Nagios监控Linux主机

NRPE是Nagios的一个功能扩展,它可在远程Linux/Unix主机上执行插件程序。通过在远程服务器上安装NRPE插件及Nagios插件程序来向Nagios监控平台提供该服务器的本地情况,如CPU负载,内存使用,磁盘使用等。这里将Nagios监控端称为Nagios服务器端,而将远程被监控的主机称为Nagios客户端。

Nagios监控远程主机的方法有多种,其方式包括SNMP,NRPE,SSH,NCSA等。这里介绍其通过NRPE监控远程Linux主机的方式。

NRPE(Nagios Remote Plugin Executor)是用于在远端服务器上运行监测命令的守护进程,它用于让Nagios监控端基于安装的方式触发远端主机上的检测命令,并将检测结果返回给监控端。

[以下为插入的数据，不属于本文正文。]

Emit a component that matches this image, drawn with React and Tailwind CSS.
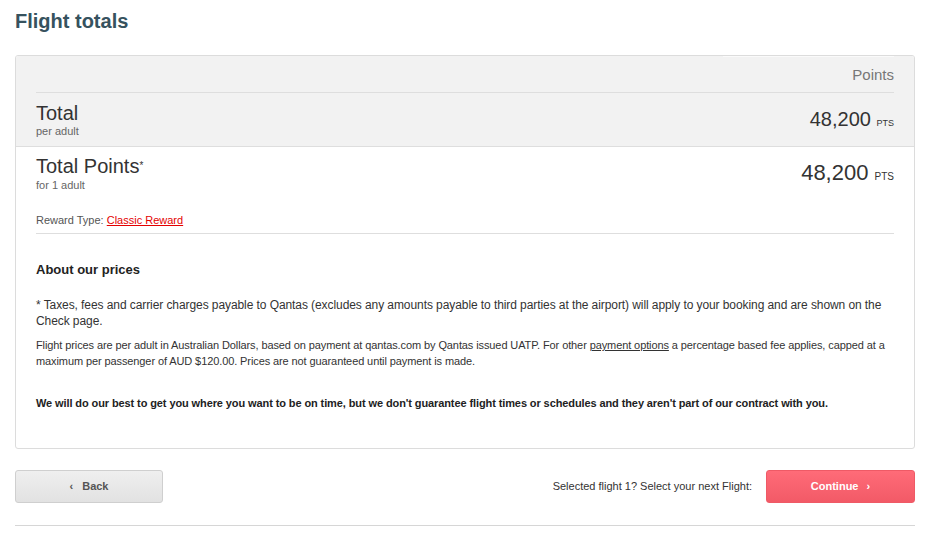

而其执行的开销远低于基于SSH的检测方式,而且检测过程不需要远程主机上的系统账号信息,其安全性也高于SSH的检测方式。
NRPE有两部分组成

check_nrpe插件:位于监控主机上

nrpe daemon:运行在远程主机上,通常是被监控端agent

注意:nrpe daemon需要Nagios-plugins插件的支持,否则daemon不能做任何监控

当Nagios需要监控某个远程Linux主机的服务或者资源情况时:

首先:Nagios会运行check_nrpe这个插件,告诉它要检查什么;

其次:check_nrpe插件会连接到远程的NRPE daemon,所用的方式是SSL;

然后:NRPE daemon 会运行相应的Nagios插件来执行检查;

最后:NRPE daemon 将检查的结果返回给check_nrpe 插件,插件将其递交给nagios做处理。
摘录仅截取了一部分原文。